BOOTSTRAP resembles FPGA-based solutions, with important distinctions:
- Stores multiple configuration bits per configurable transistor (2 or more “configuration bits” aka “programming bits” per configurable transistor (or “switch”)
- Uses a transistor-based fabric (programmable array) rather than a gate array with conventional lookup tables, whose size/architecture is known and may be functionally reverse-engineered
- Overhead is in the 20-30% range, as opposed to the order(s) of magnitude imposed by FPGAs
- Can be seamlessly integrated in the typical CAD flow with only minimal changes, while FPGAs require a separate tool-flow
Design Obfuscation Features:
- Post-Fabrication Programming – Without the programming bits in place, the functionality of the TRAP block cannot be determined.
- Cell Boundary Obfuscation – In an un-programmed TRAP fabric, the boundaries of logic or flip-flop library cells are unknown.
- Chip Virtualization – The TRAP fabric enables dispersing of the withheld portion of a design over multiple virtual layers of functionality which are overlaid on and time-share the physical TRAP fabric.
- State Obfuscation – The TRAP fabric contains separate state-holding elements for each virtual layer. Thereby, when splitting the withheld functionality in layers, we will ensure that each layer includes sequential behavior and that the interaction between layers is also sequential. This allows for the concurrent obfuscation of logic and state space.
- Interconnect Obfuscation – While interconnecting the custom and TRAP portions of a design, the actual connections can be made programmable and, thereby, hidden.
- Device Personalization – Personalization of each individual chip instance is supported by embedding a unique code in it through fuses or anti-fuses. Accordingly, each chip will require a different version of the program, appropriately matched to the unique code.

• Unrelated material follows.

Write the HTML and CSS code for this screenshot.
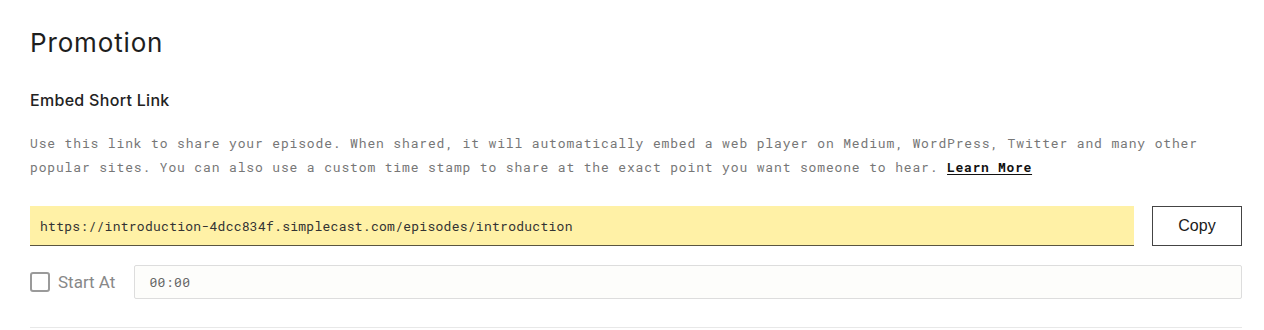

Such fused code checking logic will be embedded into the TRAP logic itself, so that it cannot be bypassed.
Figure 1 : Design obfuscation through BOOTSTRAP.
Value Proposition:
BOOTSTRAP is the first all-encompassing and cost-effective solution that addresses the security challenges faced in contemporary semiconductor manufacturing while simultaneously improving area efficiency and reducing overhead compared to FPGA-based solutions.
Applications:
- Hardware development – low-cost alternative to FPGA/ASIC design starts, with the ability to re-program in the field
- ASIC prototyping – reconfigurable without requiring a LUT, reduced time to market, lower non-recurring engineering costs
- Computable processes – digital signal processing, software-defined radio, medical imaging, speech recognition, cryptography, etc.
Key Benefits:
- Design Obfuscation – Reconfigurable architecture, chip virtualization, and post-fabrication programming allow for inherent protection
- Reduced Size – Eliminates need for LUT, supports both chip-level and board-level virtualization
- Dynamic Reconfiguration – allows simultaneous storage of three configurations and dynamic switching between them within a single clock cycle while retaining the fabric’s computational state
- Efficient – Produces a programmable chip with far less overhead and power compared with standard FPGA chip
- Hardware Trojan Detection – Roving duplicate-and-compare based functional equivalence checking method reveals malicious logic in the custom portion of the IC
Publication:
Tian, Jingxiang, et al. “A Field Programmable Transistor Array Featuring Single-Cycle Partial/Full Dynamic Reconfiguration.” Design, Automation & Test in Europe Conference & Exhibition (DATE), 2017, 30 Mar. 2017. IEEE Xplore, doi:10.23919/date.2017.7927200.
IP Status: Patent pending.
Licensing Opportunity: This technology is available for exclusive or non-exclusive licensing.